- [Directive] How many lines of the data hold the word "styles"? State the number and nothing else.

- [Source data]
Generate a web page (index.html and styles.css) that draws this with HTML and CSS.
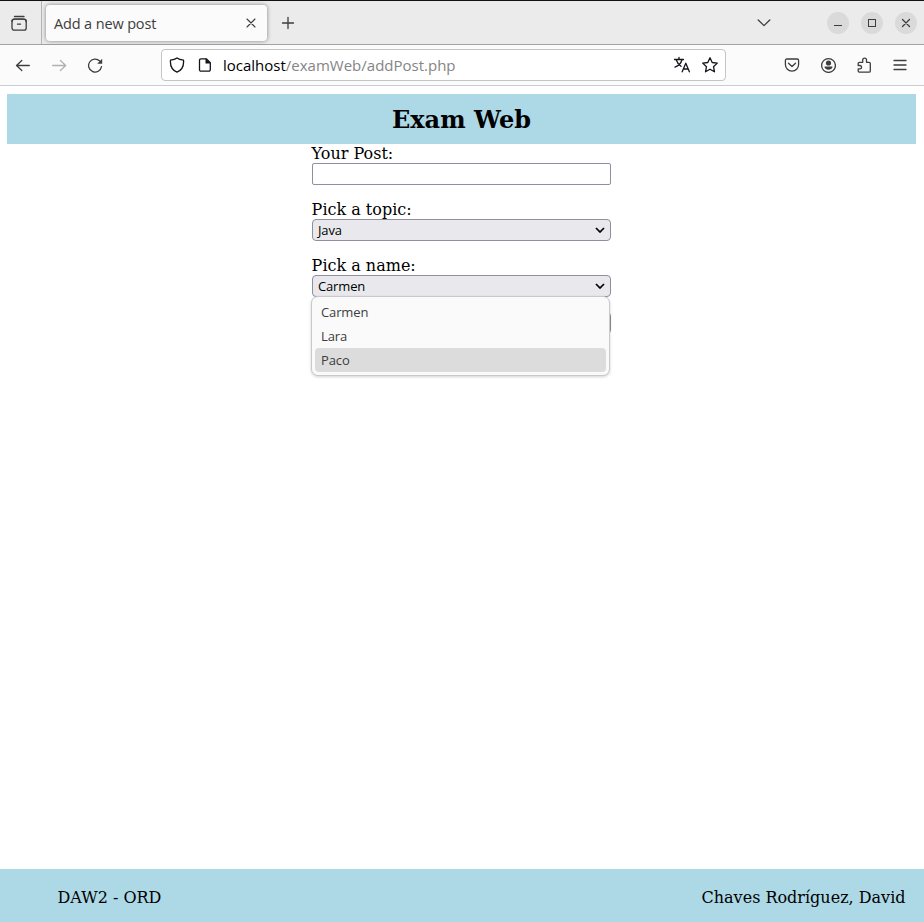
FILE: index.html
```html
<!DOCTYPE html>
<html lang="en">
<head>
<meta charset="utf-8">
<title>Add a new post</title>
<link rel="stylesheet" href="styles.css">
</head>
<body>
<div class="tabbar">
  <div class="view-button"><svg class="icon" width="18" height="18" viewBox="0 0 18 18"><path d="M4.500 2.500h9.500"/><rect x="2" y="5.200" width="14.200" height="11" rx="2.200"/><path d="M2 7.500q.3-2.300 2.500-2.300h9.200q2.200 0 2.500 2.300M7.500 10.200h3"/></svg></div>
  <div class="tab"><span class="tab-title">Add a new post</span><svg class="icon thin" width="10" height="10" viewBox="0 0 10 10"><path d="M1 1l8 8M9 1l-8 8"/></svg></div>
  <svg class="icon new-tab" width="14" height="14" viewBox="0 0 14 14"><path d="M7 1.500v11M1.500 7h11"/></svg>
  <svg class="icon tab-list" width="14" height="8" viewBox="0 0 14 8"><path d="M1.200 1l5.800 5.600L12.800 1"/></svg>
  <div class="window-buttons">
    <span class="window-button"><svg class="icon crisp" width="10" height="10" viewBox="0 0 10 10"><path d="M1 7.500h8"/></svg></span>
    <span class="window-button"><svg class="icon crisp" width="10" height="10" viewBox="0 0 10 10"><path d="M1.500 1.500h7v7h-7z"/></svg></span>
    <span class="window-button"><svg class="icon" width="10" height="10" viewBox="0 0 10 10"><path d="M1.500 1.500l7 7M8.500 1.500l-7 7"/></svg></span>
  </div>
</div>
<div class="toolbar">
  <div class="navigation">
    <svg class="icon" width="16" height="16" viewBox="0 0 16 16"><path d="M14.300 8.500H1.500M6.800 3.500L1.500 8.500l5.300 5"/></svg>
    <svg class="icon disabled" width="16" height="16" viewBox="0 0 16 16"><path d="M1.700 8.500h13M9.400 3.500l5.300 5-5.300 5"/></svg>
    <svg class="icon" width="16" height="16" viewBox="0 0 16 16"><path d="M14.500 9.700a6.500 6.500 0 1 1-1.800-5.700"/><path class="solid" d="M15.200 1.800v5h-5z"/></svg>
  </div>
  <div class="urlbar">
    <svg class="icon dark" width="16" height="16" viewBox="0 0 16 16"><path d="M8 .9C6.300 2.300 3.800 2.900 1.500 3.100 1 8.400 2.800 13 8 15.200 13.200 13 15 8.400 14.500 3.100 12.200 2.900 9.700 2.300 8 .9z"/></svg>
    <svg class="icon dark document" width="14" height="16" viewBox="0 0 14 16"><path d="M3 1.800h5.300l4 4v6.900a1.500 1.500 0 0 1-1.500 1.500H3a1.500 1.500 0 0 1-1.500-1.500V3.300A1.500 1.500 0 0 1 3 1.800z"/><path class="solid" d="M7.500 1.300v5.300h5.300z"/></svg>
    <span class="url"><span class="host">localhost</span><span class="path">/examWeb/addPost.php</span></span>
    <svg class="icon dark translate" width="18" height="18" viewBox="0 0 18 18"><path d="M1.500 3.500h9M6 1.500v2M3.200 3.800c.9 3 3 5.200 4.800 6.500M9 3.800c-.9 3.200-3.500 6.200-7 7.400M9.200 15.800l3.600-8.600 3.600 8.600M10.400 13h4.800"/></svg>
    <svg class="icon dark" width="18" height="18" viewBox="0 0 18 18"><path d="M9 1.800l2.200 4.700 5.100.6-3.800 3.600 1 5.100L9 13.200l-4.500 2.600 1-5.100-3.800-3.600 5.100-.6z"/></svg>
  </div>
  <div class="actions">
    <svg class="icon" width="16" height="16" viewBox="0 0 16 16"><path d="M2.900 2h10.200q1.500 0 1.500 1.500v4a6.600 6.600 0 0 1-13.200 0v-4Q1.400 2 2.900 2z"/><path d="M4.500 6.200L8 9.500l3.500-3.300"/></svg>
    <svg class="icon" width="16" height="16" viewBox="0 0 16 16"><circle cx="8.500" cy="8.500" r="6.900"/><circle class="solid" cx="8.500" cy="6" r="2.600"/><path class="solid" d="M4.500 9.600h8c.2 4.200-8.200 4.200-8 0z"/></svg>
    <svg class="icon" width="16" height="18" viewBox="0 0 16 18"><path d="M3.300 16.200h9.700q1.300 0 1.300-1.300V7.600q0-1.300-1.300-1.300h-2.500V4a1.900 1.900 0 0 0-3.800 0v2.300H3.500q-1.300 0-1.300 1.300v1.900h1.700a1.600 1.600 0 0 1 0 3.300H2.200v2.300q0 1.100 1.100 1.100z"/></svg>
    <svg class="icon menu" width="16" height="16" viewBox="0 0 16 16"><path d="M2 3.500h12M2 8h12M2 12.500h12"/></svg>
  </div>
</div>
<main class="page">
  <h1 class="banner">Exam Web</h1>
  <form class="post-form">
    <div class="field"><label for="post">Your Post:</label><input class="box" id="post" type="text"></div>
    <div class="field"><label>Pick a topic:</label>
      <div class="box select"><span>Java</span><svg class="caret" width="10" height="6" viewBox="0 0 10 6"><path d="M1 1l4 4 4-4"/></svg></div>
    </div>
    <div class="field"><label>Pick a name:</label>
      <div class="box select"><span>Carmen</span><svg class="caret" width="10" height="6" viewBox="0 0 10 6"><path d="M1 1l4 4 4-4"/></svg></div>
      <ul class="options"><li>Carmen</li><li>Lara</li><li class="active">Paco</li></ul>
    </div>
    <button class="submit" type="button"></button>
  </form>
</main>
<footer class="footer"><span>DAW2 - ORD</span><span>Chaves Rodríguez, David</span></footer>
</body>
</html>
```
FILE: styles.css
```css
* { box-sizing: border-box; }
body {
  margin: 0;
  height: 922px;
  display: flex;
  flex-direction: column;
  overflow: hidden;
  background: #fff;
  color: #000;
  font: 16px/19px "DejaVu Serif", serif;
}
.icon { flex: none; display: block; fill: none; stroke: #3d3d3d; stroke-width: 1.3; stroke-linejoin: round; stroke-linecap: round; }
.icon .solid { fill: #3d3d3d; stroke: none; }
.dark { stroke: #15141a; }
.dark .solid { fill: #15141a; }
.thin { stroke-width: 1.1; }
.crisp { shape-rendering: crispEdges; stroke-width: 1; stroke-linecap: butt; stroke-linejoin: miter; }
.icon.disabled { stroke: #b0b0b0; }

.tabbar {
  flex: none;
  height: 45px;
  display: flex;
  align-items: center;
  background: #ebebeb;
  border-top: 1px solid #150f15;
  border-bottom: 1px solid #a2a2a2;
  font-family: "Open Sans", sans-serif;
}
.view-button { width: 42px; height: 43px; padding: 13px 0 0 10px; border-right: 1px solid #b5b5b5; }
.tab {
  width: 221px;
  height: 36px;
  margin-left: 4px;
  padding: 0 11px 0 8px;
  display: flex;
  align-items: center;
  justify-content: space-between;
  background: #fbfbfb;
  border-radius: 4px;
  box-shadow: 0 0 4px rgba(0, 0, 0, .45);
}
.tab-title { padding-top: 1px; font-size: 14.5px; letter-spacing: -.14px; color: #3d3d3d; }
.new-tab { margin-left: 14px; }
.tab-list { margin-left: auto; margin-right: 56px; }
.window-buttons { display: flex; gap: 12px; padding-right: 7px; }
.window-button { width: 22px; height: 22px; border-radius: 50%; background: #dadada; display: flex; align-items: center; justify-content: center; }

.toolbar {
  flex: none;
  height: 41px;
  padding-left: 15px;
  display: flex;
  align-items: center;
  background: #fbfbfb;
  border-bottom: 1px solid #ccc;
}
.navigation { width: 146px; display: flex; gap: 20px; }
.urlbar {
  width: 565px;
  height: 32px;
  padding: 0 6px 0 7px;
  display: flex;
  align-items: center;
  background: #fff;
  border: 1px solid #c4c4c4;
  border-radius: 4px;
  font-family: "Open Sans", sans-serif;
}
.document { margin-left: 13px; }
.url { margin-left: 11px; font-size: 15px; white-space: nowrap; }
.host { color: #000; }
.path { color: #858585; }
.translate { margin-left: auto; margin-right: 10px; }
.actions { display: flex; align-items: center; gap: 20px; margin-left: 58px; }

.page { flex: 1; padding: 8px 8px 0 7px; }
.banner {
  margin: 0;
  height: 50px;
  padding-top: 1px;
  font-size: 24px;
  line-height: 50px;
  text-align: center;
  background: #add8e6;
}
.post-form { width: 299px; margin: 0 auto; display: flex; flex-direction: column; gap: 15px; }
.field { position: relative; }
.field label { display: block; margin-left: -.4px; }
.box {
  display: flex;
  align-items: center;
  justify-content: space-between;
  width: 299px;
  height: 22px;
  border: 1px solid #8f8f9d;
  border-radius: 2px;
  background: #fff;
}
.select {
  padding: 0 5px;
  background: #e9e9ed;
  border-radius: 4px;
  font: 13px/18px "Open Sans", sans-serif;
  letter-spacing: -.15px;
}
.select:first-letter { letter-spacing: 0; }
.caret { fill: none; stroke: #000; stroke-width: 1.7; }
.options {
  position: absolute;
  z-index: 1;
  top: 40px;
  left: -1px;
  width: 299px;
  height: 80px;
  margin: 0;
  padding: 3px;
  list-style: none;
  background: #fafafa;
  border: 1px solid #c9c9c9;
  border-radius: 7px;
  box-shadow: 0 1px 3px rgba(0, 0, 0, .18);
  font: 13px/24px "Open Sans", sans-serif;
  letter-spacing: -.12px;
  color: #3d3d3d;
}
.options li { padding-left: 6px; border-radius: 4px; }
.options .active { background: #dcdcdc; }
.submit { width: 299px; height: 22px; background: #e9e9ed; border: 1px solid #8f8f9d; border-radius: 4px; }
.footer {
  flex: none;
  height: 53px;
  padding: 3px 18.500px 0 57.500px;
  display: flex;
  align-items: center;
  justify-content: space-between;
  background: #add8e6;
}
```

- [Reply to the exercise] 3